In the 1990s, two landmark quantum algorithms were discovered that could one day be run on a quantum computer. Peter Shor’s algorithm showed that a quantum system can factorize a number N into its prime factors using exponentially fewer resources compared with a classical system. The second algorithm, published by Lov Grover, showed that a quantum system could outperform a classical counterpart in database searching. Much of the interest in quantum effects lies in their potential to revolutionize computation and communications in the near- and mid-term future.

Photons and quantum information

Photons have played a central role in advancing the field of quantum information. They are natural carriers of information, both classical and quantum, over distances ranging from very short to very long. Photons have been essential to developing technologies such as quantum key distribution and quantum computation. Among the available and proposed non-classical light sources, those relying on spontaneous parametric processes in nonlinear optical materials represent an established and flexible technology for generating photon pairs and heralded single photons.

Spontaneous parametric down conversion
The family of spontaneous parametric processes includes spontaneous parametric down conversion (SPDC), in which a pump laser beam illuminates a second-order nonlinear crystal; individual pump photons may then be annihilated, giving rise to the emission of photon pairs. SPDC may be categorized in terms of the polarization properties of the generated pairs, which also defines the resulting spatial intensity distribution. In type I SPDC, the signal and idler photons are co-polarized; this leads to a spatial light distribution in the form of a single cone. In type II SPDC, the signal and idler photons are cross-polarized, causing the emitted light to form two distinct cones. SPDC was first demonstrated more than 40 years ago, and it has led to a multitude of studies that have sharpened our understanding of the behavior of quantum systems.
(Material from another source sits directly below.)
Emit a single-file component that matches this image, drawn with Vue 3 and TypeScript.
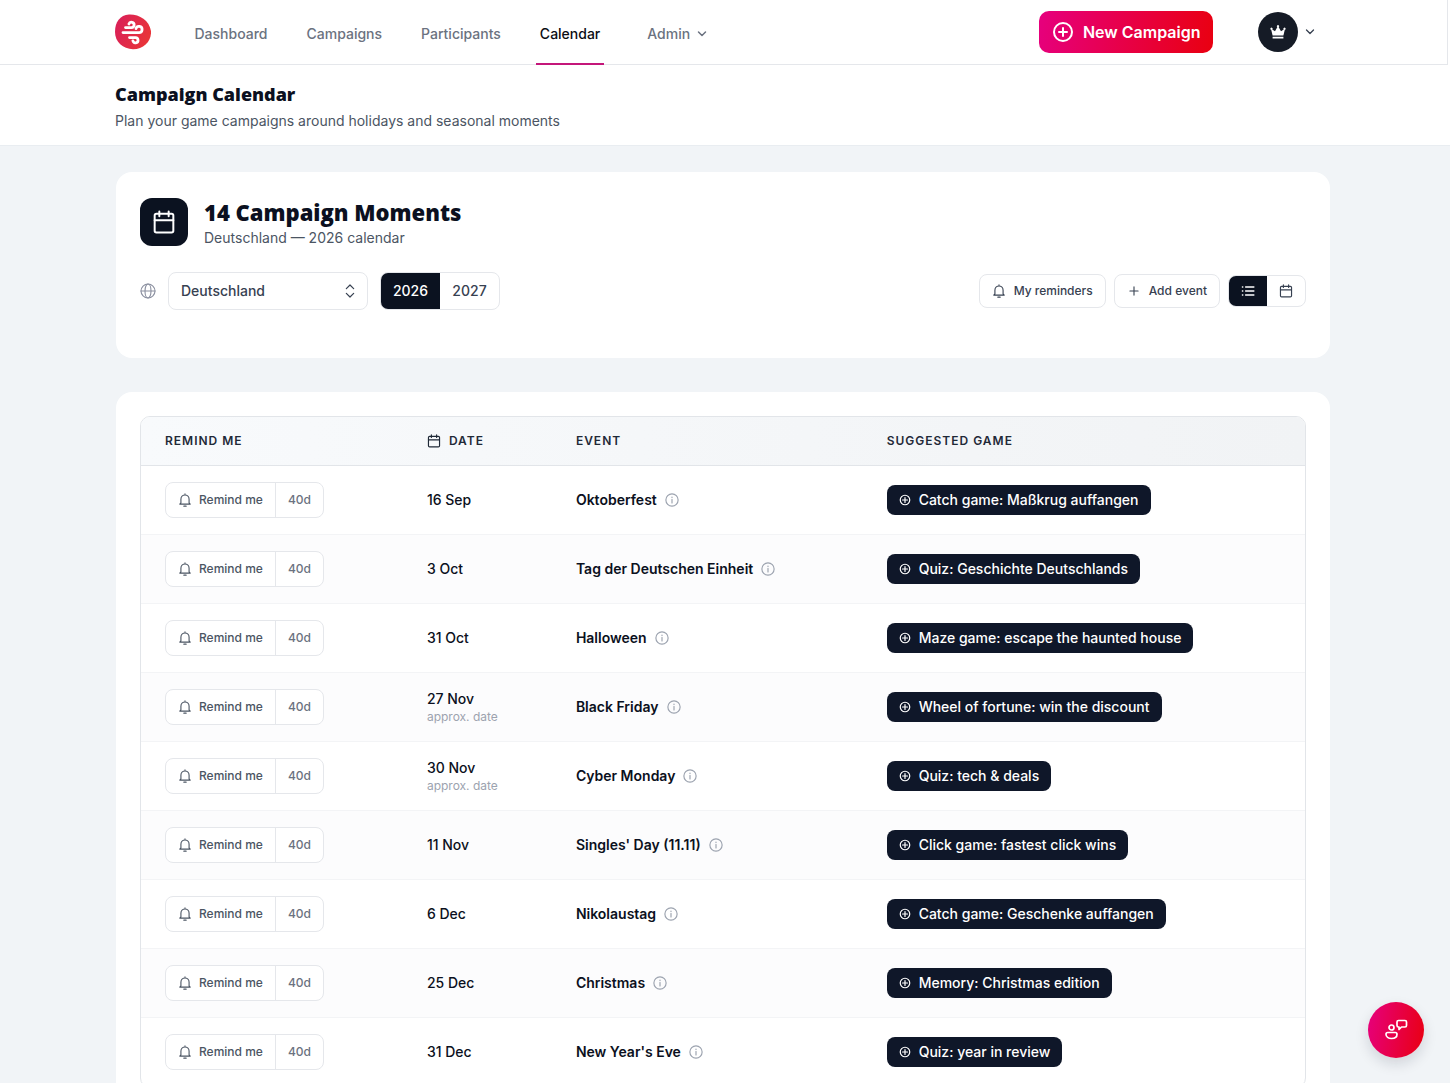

figureIn the case of type I SPDC, for which the signal and idler photons are co-polarized, this spatial light distribution (right) is in the form of a single cone. If the signal photon is emitted at a certain location on the cone, the idler photon is emitted on the diametrically opposed location on the cone. In the case of type II SPDC, the two photons have orthogonal polarizations, each of which is emitted on a distinct cone (left).

Spontaneous four-wave mixing
Spontaneous four-wave mixing (SFWM) involves two photons, either from a single pump mode or from two distinct pump modes. The photons are annihilated, resulting in the emission of a photon pair, as mediated by a third-order optical nonlinearity—usually in an optical fiber.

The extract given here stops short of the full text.